DIRECTIONS
Set the listing down unchanged, minus every embedded image.
═══ PROVIDED DATA ═══
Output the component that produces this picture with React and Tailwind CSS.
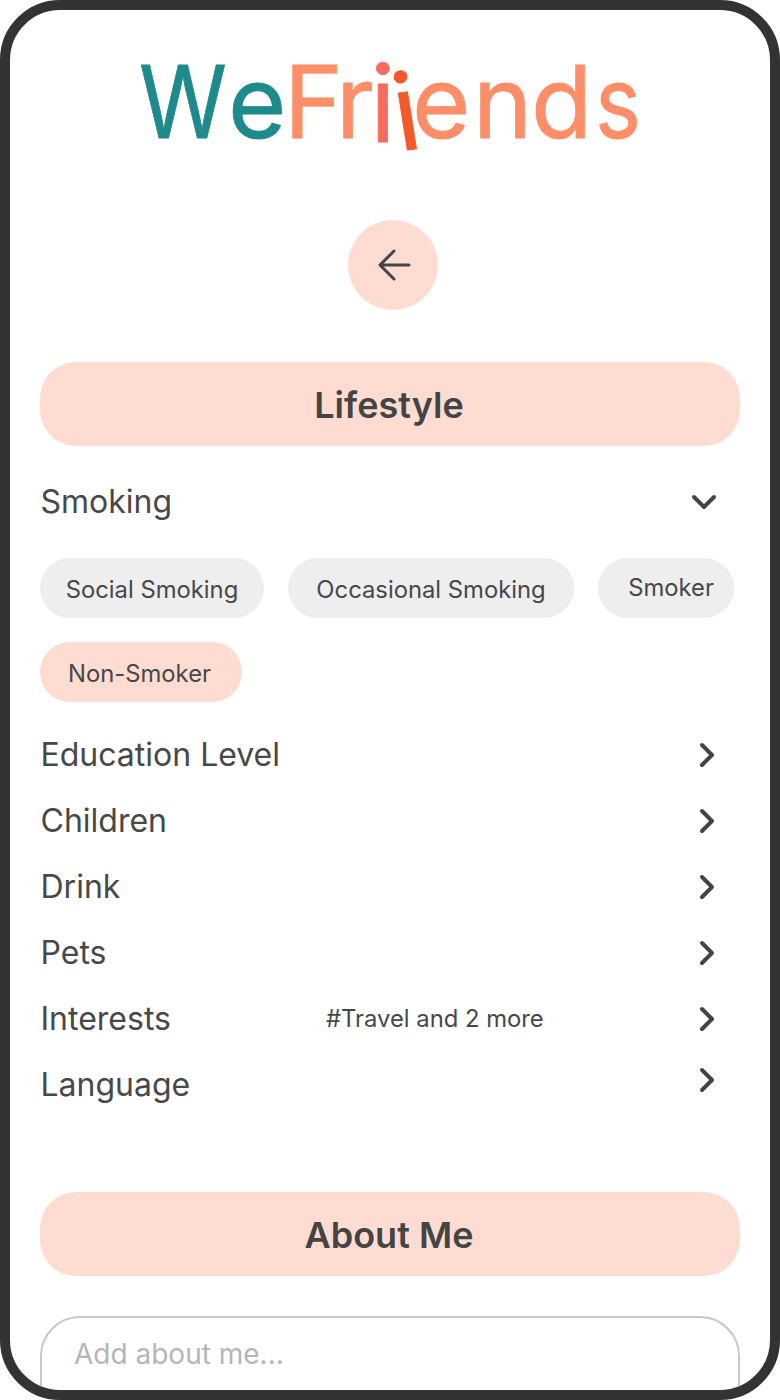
import React from "react";

const sans = "font-['Inter','Noto_Sans',sans-serif]";

function Logo() {
  const letters = [
    ["W", 139, "#1f8a8c", 88],
    ["e", 228, "#1f8a8c"],
    ["F", 284, "#fe8e68"],
    ["r", 336, "#fe8e68"],
    ["e", 412, "#fe8e68"],
    ["n", 473, "#fe8e68"],
    ["d", 531, "#fe8e68"],
    ["s", 595, "#fe8e68", 46],
  ];
  return (
    <svg width="760" height="170" viewBox="10 10 760 170" className="block shrink-0">
      <g fontFamily="Inter, sans-serif" fontSize="100" fontWeight="400" strokeWidth="0.8" strokeLinejoin="round">
        {letters.map(([c, x, col, w], i) => (
          <text key={i} x={x} y="138" fill={col} stroke={col} textLength={w} lengthAdjust={w ? "spacingAndGlyphs" : undefined}>
            {c}
          </text>
        ))}
        <text x="370" y="142" fontSize="106" fill="#f76c60" stroke="#f76c60">i</text>
        <text x="399" y="149" fontSize="106" fill="#f35a2a" stroke="#f35a2a" transform="rotate(-9 415 149)">i</text>
      </g>
    </svg>
  );
}

function ChevronRight({ className = "" }) {
  return (
    <svg width="16" height="26" viewBox="0 0 16 26" fill="none" stroke="#444444" strokeWidth="4" strokeLinecap="round" strokeLinejoin="round" className={className}>
      <path d="M3 3 L13 13 L3 23" />
    </svg>
  );
}

function Row({ label, note, lift }) {
  return (
    <div className="relative flex h-[66px] items-center">
      <span className="pl-[0.5px] text-[32px] leading-none text-[#484848]">{label}</span>
      {note && (
        <span className="absolute left-[286px] top-[18px] text-[23.8px] leading-[30px] text-[#484848]">{note}</span>
      )}
      <ChevronRight className={lift ? "absolute left-[659px] top-[15px]" : "absolute left-[659px] top-[20px]"} />
    </div>
  );
}

function Chip({ children, active, tight, className = "" }) {
  return (
    <div
      className={`flex h-[60px] items-center justify-center rounded-[30px] text-[23.8px] text-[#484848] ${
        active ? "bg-[#fedcd1] w-[202px] pr-[3px]" : "bg-[#eeeeee]"
      } ${tight ? "w-[136px]" : "pt-[4px]"} ${className}`}
    >
      {children}
    </div>
  );
}

function Band({ children, className = "" }) {
  return (
    <div className={`flex h-[84px] items-center justify-center rounded-[36px] bg-[#fedcd1] pt-[1px] pr-[2px] text-[36px] font-semibold text-[#444444] ${className}`}>
      {children}
    </div>
  );
}

export default function App() {
  return (
    <div className={`relative h-[1400px] w-[780px] overflow-hidden rounded-[60px] border-[10px] border-[#333333] bg-white ${sans}`}>
      <Logo />
      <div className="mt-[40px] flex justify-center pl-[6px]">
        <div className="flex h-[90px] w-[90px] items-center justify-center rounded-full bg-[#fedcd1]">
          <svg width="36" height="36" viewBox="0 0 36 36" fill="none" stroke="#444444" strokeWidth="3" strokeLinecap="round" strokeLinejoin="round" className="ml-[3px]">
            <path d="M32 18 H3 M17 4 L3 18 L17 32" />
          </svg>
        </div>
      </div>
      <div className="px-[30px]">
        <Band className="mt-[52px]">Lifestyle</Band>
        <div className="relative mt-[23px] flex h-[66px] items-center">
          <span className="pl-[0.5px] text-[32px] leading-none text-[#484848]">Smoking</span>
          <svg width="26" height="16" viewBox="0 0 26 16" fill="none" stroke="#444444" strokeWidth="4" strokeLinecap="round" strokeLinejoin="round" className="absolute left-[651px] top-[25px]">
            <path d="M3 3 L13 13 L23 3" />
          </svg>
        </div>
        <div className="mt-[23px] flex flex-wrap gap-[24px]">
          <Chip className="w-[224px]">Social Smoking</Chip>
          <Chip className="w-[286px]">Occasional Smoking</Chip>
          <Chip tight className="pl-[10px]">Smoker</Chip>
          <Chip active>Non-Smoker</Chip>
        </div>
        <div className="mt-[20px]">
          <Row label="Education Level" />
          <Row label="Children" />
          <Row label="Drink" />
          <Row label="Pets" />
          <Row label="Interests" note="#Travel and 2 more" />
          <Row label="Language" lift />
        </div>
        <Band className="mt-[74px]">About Me</Band>
        <div className="mt-[40px] h-[200px] rounded-[40px] border-2 border-[#c8c8c8] px-[32px] pt-[16px] text-[28px] leading-[40px] text-[#b5b5bb]">
          Add about me...
        </div>
      </div>
    </div>
  );
}
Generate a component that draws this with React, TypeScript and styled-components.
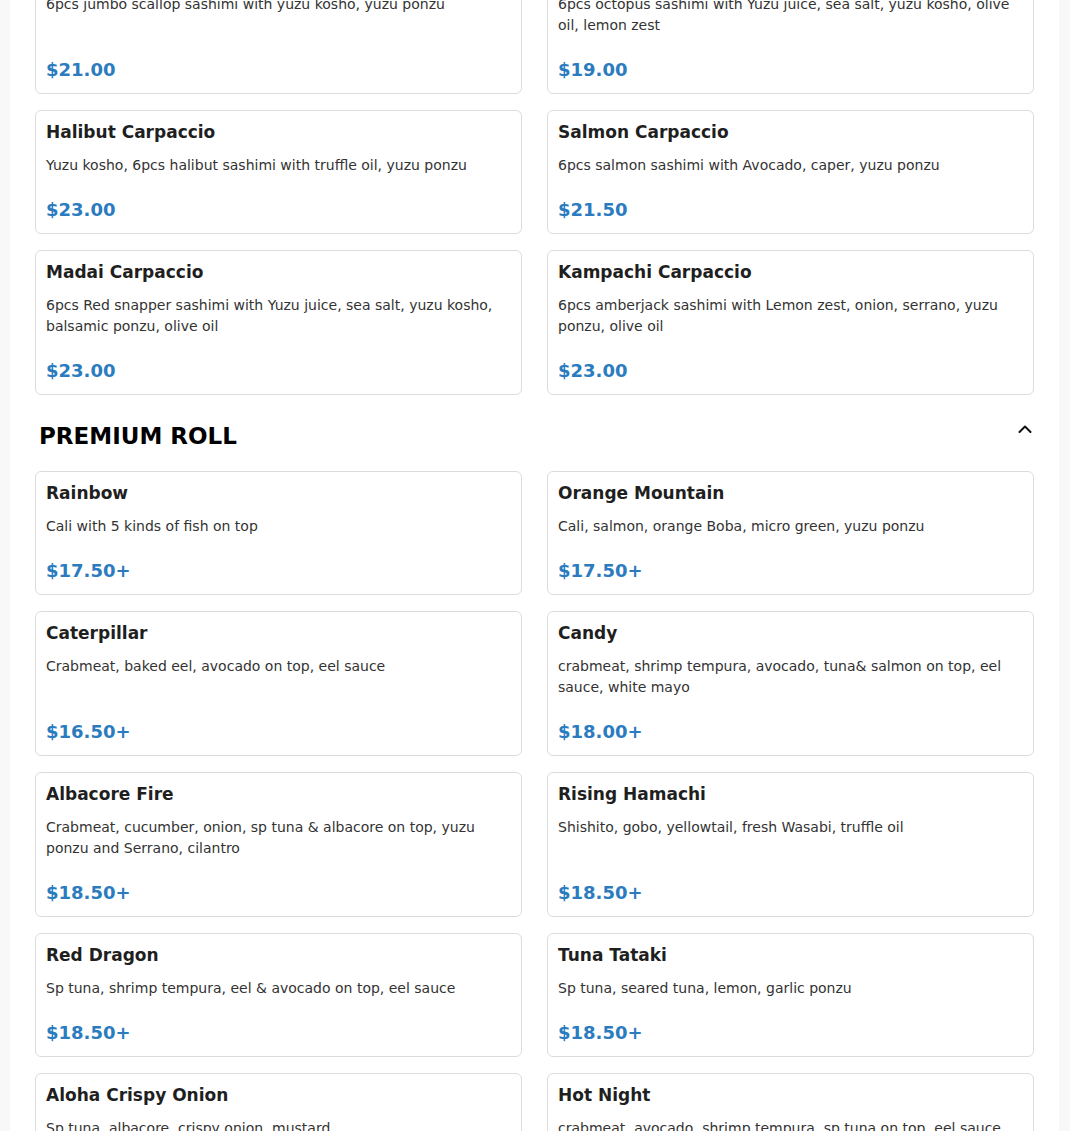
═══
RESULT FOR THIS TASK
Output the component that produces this picture with React and Tailwind CSS.
import React from "react";

const sans = "font-['Inter','Noto_Sans',sans-serif]";

function Logo() {
  const letters = [
    ["W", 139, "#1f8a8c", 88],
    ["e", 228, "#1f8a8c"],
    ["F", 284, "#fe8e68"],
    ["r", 336, "#fe8e68"],
    ["e", 412, "#fe8e68"],
    ["n", 473, "#fe8e68"],
    ["d", 531, "#fe8e68"],
    ["s", 595, "#fe8e68", 46],
  ];
  return (
    <svg width="760" height="170" viewBox="10 10 760 170" className="block shrink-0">
      <g fontFamily="Inter, sans-serif" fontSize="100" fontWeight="400" strokeWidth="0.8" strokeLinejoin="round">
        {letters.map(([c, x, col, w], i) => (
          <text key={i} x={x} y="138" fill={col} stroke={col} textLength={w} lengthAdjust={w ? "spacingAndGlyphs" : undefined}>
            {c}
          </text>
        ))}
        <text x="370" y="142" fontSize="106" fill="#f76c60" stroke="#f76c60">i</text>
        <text x="399" y="149" fontSize="106" fill="#f35a2a" stroke="#f35a2a" transform="rotate(-9 415 149)">i</text>
      </g>
    </svg>
  );
}

function ChevronRight({ className = "" }) {
  return (
    <svg width="16" height="26" viewBox="0 0 16 26" fill="none" stroke="#444444" strokeWidth="4" strokeLinecap="round" strokeLinejoin="round" className={className}>
      <path d="M3 3 L13 13 L3 23" />
    </svg>
  );
}

function Row({ label, note, lift }) {
  return (
    <div className="relative flex h-[66px] items-center">
      <span className="pl-[0.5px] text-[32px] leading-none text-[#484848]">{label}</span>
      {note && (
        <span className="absolute left-[286px] top-[18px] text-[23.8px] leading-[30px] text-[#484848]">{note}</span>
      )}
      <ChevronRight className={lift ? "absolute left-[659px] top-[15px]" : "absolute left-[659px] top-[20px]"} />
    </div>
  );
}

function Chip({ children, active, tight, className = "" }) {
  return (
    <div
      className={`flex h-[60px] items-center justify-center rounded-[30px] text-[23.8px] text-[#484848] ${
        active ? "bg-[#fedcd1] w-[202px] pr-[3px]" : "bg-[#eeeeee]"
      } ${tight ? "w-[136px]" : "pt-[4px]"} ${className}`}
    >
      {children}
    </div>
  );
}

function Band({ children, className = "" }) {
  return (
    <div className={`flex h-[84px] items-center justify-center rounded-[36px] bg-[#fedcd1] pt-[1px] pr-[2px] text-[36px] font-semibold text-[#444444] ${className}`}>
      {children}
    </div>
  );
}

export default function App() {
  return (
    <div className={`relative h-[1400px] w-[780px] overflow-hidden rounded-[60px] border-[10px] border-[#333333] bg-white ${sans}`}>
      <Logo />
      <div className="mt-[40px] flex justify-center pl-[6px]">
        <div className="flex h-[90px] w-[90px] items-center justify-center rounded-full bg-[#fedcd1]">
          <svg width="36" height="36" viewBox="0 0 36 36" fill="none" stroke="#444444" strokeWidth="3" strokeLinecap="round" strokeLinejoin="round" className="ml-[3px]">
            <path d="M32 18 H3 M17 4 L3 18 L17 32" />
          </svg>
        </div>
      </div>
      <div className="px-[30px]">
        <Band className="mt-[52px]">Lifestyle</Band>
        <div className="relative mt-[23px] flex h-[66px] items-center">
          <span className="pl-[0.5px] text-[32px] leading-none text-[#484848]">Smoking</span>
          <svg width="26" height="16" viewBox="0 0 26 16" fill="none" stroke="#444444" strokeWidth="4" strokeLinecap="round" strokeLinejoin="round" className="absolute left-[651px] top-[25px]">
            <path d="M3 3 L13 13 L23 3" />
          </svg>
        </div>
        <div className="mt-[23px] flex flex-wrap gap-[24px]">
          <Chip className="w-[224px]">Social Smoking</Chip>
          <Chip className="w-[286px]">Occasional Smoking</Chip>
          <Chip tight className="pl-[10px]">Smoker</Chip>
          <Chip active>Non-Smoker</Chip>
        </div>
        <div className="mt-[20px]">
          <Row label="Education Level" />
          <Row label="Children" />
          <Row label="Drink" />
          <Row label="Pets" />
          <Row label="Interests" note="#Travel and 2 more" />
          <Row label="Language" lift />
        </div>
        <Band className="mt-[74px]">About Me</Band>
        <div className="mt-[40px] h-[200px] rounded-[40px] border-2 border-[#c8c8c8] px-[32px] pt-[16px] text-[28px] leading-[40px] text-[#b5b5bb]">
          Add about me...
        </div>
      </div>
    </div>
  );
}
Generate a component that draws this with React, TypeScript and styled-components.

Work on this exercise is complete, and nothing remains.